Reproduce all the lines below exactly and omit the images.
## begin Information provided
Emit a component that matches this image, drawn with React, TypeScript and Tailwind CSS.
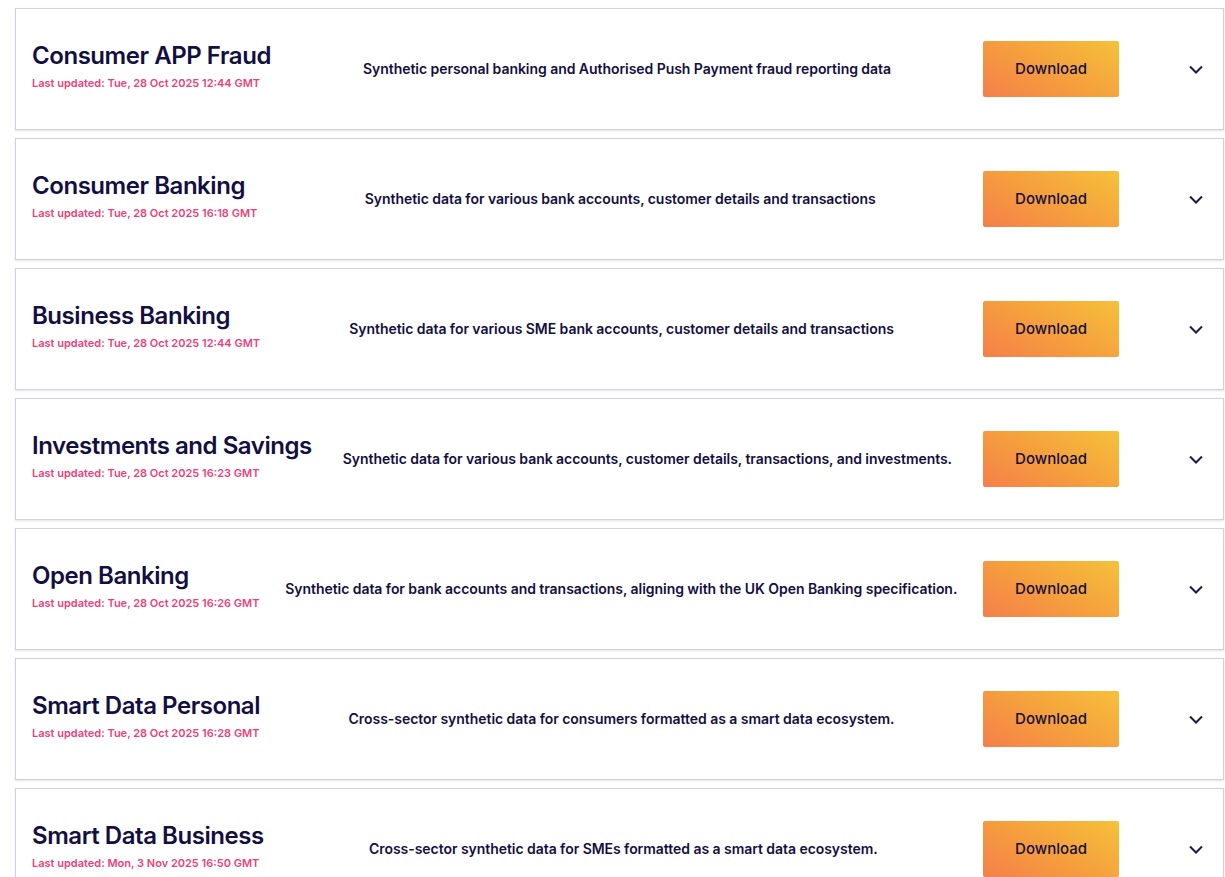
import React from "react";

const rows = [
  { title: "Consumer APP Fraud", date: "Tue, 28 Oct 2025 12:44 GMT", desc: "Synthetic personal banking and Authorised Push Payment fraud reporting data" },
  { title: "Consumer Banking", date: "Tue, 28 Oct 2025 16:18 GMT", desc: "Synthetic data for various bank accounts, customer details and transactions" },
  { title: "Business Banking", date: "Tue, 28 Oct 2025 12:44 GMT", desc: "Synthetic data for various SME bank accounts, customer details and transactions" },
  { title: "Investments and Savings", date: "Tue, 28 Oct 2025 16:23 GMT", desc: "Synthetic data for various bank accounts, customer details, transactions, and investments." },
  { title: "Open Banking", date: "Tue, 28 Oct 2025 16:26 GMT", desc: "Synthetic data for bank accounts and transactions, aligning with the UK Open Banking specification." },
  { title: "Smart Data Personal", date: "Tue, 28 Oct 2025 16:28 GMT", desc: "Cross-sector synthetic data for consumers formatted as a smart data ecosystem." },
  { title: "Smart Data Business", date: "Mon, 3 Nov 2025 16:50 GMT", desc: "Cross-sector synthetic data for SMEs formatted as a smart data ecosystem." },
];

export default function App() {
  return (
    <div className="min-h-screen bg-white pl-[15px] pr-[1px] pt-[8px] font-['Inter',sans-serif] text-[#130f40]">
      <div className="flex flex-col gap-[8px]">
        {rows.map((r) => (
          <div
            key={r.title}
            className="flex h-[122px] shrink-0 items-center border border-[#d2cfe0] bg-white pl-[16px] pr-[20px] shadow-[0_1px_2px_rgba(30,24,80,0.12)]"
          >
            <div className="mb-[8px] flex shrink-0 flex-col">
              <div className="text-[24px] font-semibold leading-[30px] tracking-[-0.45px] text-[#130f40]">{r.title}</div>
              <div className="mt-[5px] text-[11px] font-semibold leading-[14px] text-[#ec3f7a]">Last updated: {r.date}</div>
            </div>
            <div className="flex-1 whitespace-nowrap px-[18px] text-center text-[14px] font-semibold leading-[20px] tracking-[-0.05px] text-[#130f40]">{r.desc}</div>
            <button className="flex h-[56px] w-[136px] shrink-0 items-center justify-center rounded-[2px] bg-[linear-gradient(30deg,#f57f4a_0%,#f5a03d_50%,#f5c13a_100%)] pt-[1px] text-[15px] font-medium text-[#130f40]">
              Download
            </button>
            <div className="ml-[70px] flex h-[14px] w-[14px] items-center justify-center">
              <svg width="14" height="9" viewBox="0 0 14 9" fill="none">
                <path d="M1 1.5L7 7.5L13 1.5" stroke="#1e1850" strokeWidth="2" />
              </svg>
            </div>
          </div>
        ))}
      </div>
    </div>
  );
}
## end Information provided
§ Expected answer
Emit a component that matches this image, drawn with React, TypeScript and Tailwind CSS.
import React from "react";

const rows = [
  { title: "Consumer APP Fraud", date: "Tue, 28 Oct 2025 12:44 GMT", desc: "Synthetic personal banking and Authorised Push Payment fraud reporting data" },
  { title: "Consumer Banking", date: "Tue, 28 Oct 2025 16:18 GMT", desc: "Synthetic data for various bank accounts, customer details and transactions" },
  { title: "Business Banking", date: "Tue, 28 Oct 2025 12:44 GMT", desc: "Synthetic data for various SME bank accounts, customer details and transactions" },
  { title: "Investments and Savings", date: "Tue, 28 Oct 2025 16:23 GMT", desc: "Synthetic data for various bank accounts, customer details, transactions, and investments." },
  { title: "Open Banking", date: "Tue, 28 Oct 2025 16:26 GMT", desc: "Synthetic data for bank accounts and transactions, aligning with the UK Open Banking specification." },
  { title: "Smart Data Personal", date: "Tue, 28 Oct 2025 16:28 GMT", desc: "Cross-sector synthetic data for consumers formatted as a smart data ecosystem." },
  { title: "Smart Data Business", date: "Mon, 3 Nov 2025 16:50 GMT", desc: "Cross-sector synthetic data for SMEs formatted as a smart data ecosystem." },
];

export default function App() {
  return (
    <div className="min-h-screen bg-white pl-[15px] pr-[1px] pt-[8px] font-['Inter',sans-serif] text-[#130f40]">
      <div className="flex flex-col gap-[8px]">
        {rows.map((r) => (
          <div
            key={r.title}
            className="flex h-[122px] shrink-0 items-center border border-[#d2cfe0] bg-white pl-[16px] pr-[20px] shadow-[0_1px_2px_rgba(30,24,80,0.12)]"
          >
            <div className="mb-[8px] flex shrink-0 flex-col">
              <div className="text-[24px] font-semibold leading-[30px] tracking-[-0.45px] text-[#130f40]">{r.title}</div>
              <div className="mt-[5px] text-[11px] font-semibold leading-[14px] text-[#ec3f7a]">Last updated: {r.date}</div>
            </div>
            <div className="flex-1 whitespace-nowrap px-[18px] text-center text-[14px] font-semibold leading-[20px] tracking-[-0.05px] text-[#130f40]">{r.desc}</div>
            <button className="flex h-[56px] w-[136px] shrink-0 items-center justify-center rounded-[2px] bg-[linear-gradient(30deg,#f57f4a_0%,#f5a03d_50%,#f5c13a_100%)] pt-[1px] text-[15px] font-medium text-[#130f40]">
              Download
            </button>
            <div className="ml-[70px] flex h-[14px] w-[14px] items-center justify-center">
              <svg width="14" height="9" viewBox="0 0 14 9" fill="none">
                <path d="M1 1.5L7 7.5L13 1.5" stroke="#1e1850" strokeWidth="2" />
              </svg>
            </div>
          </div>
        ))}
      </div>
    </div>
  );
}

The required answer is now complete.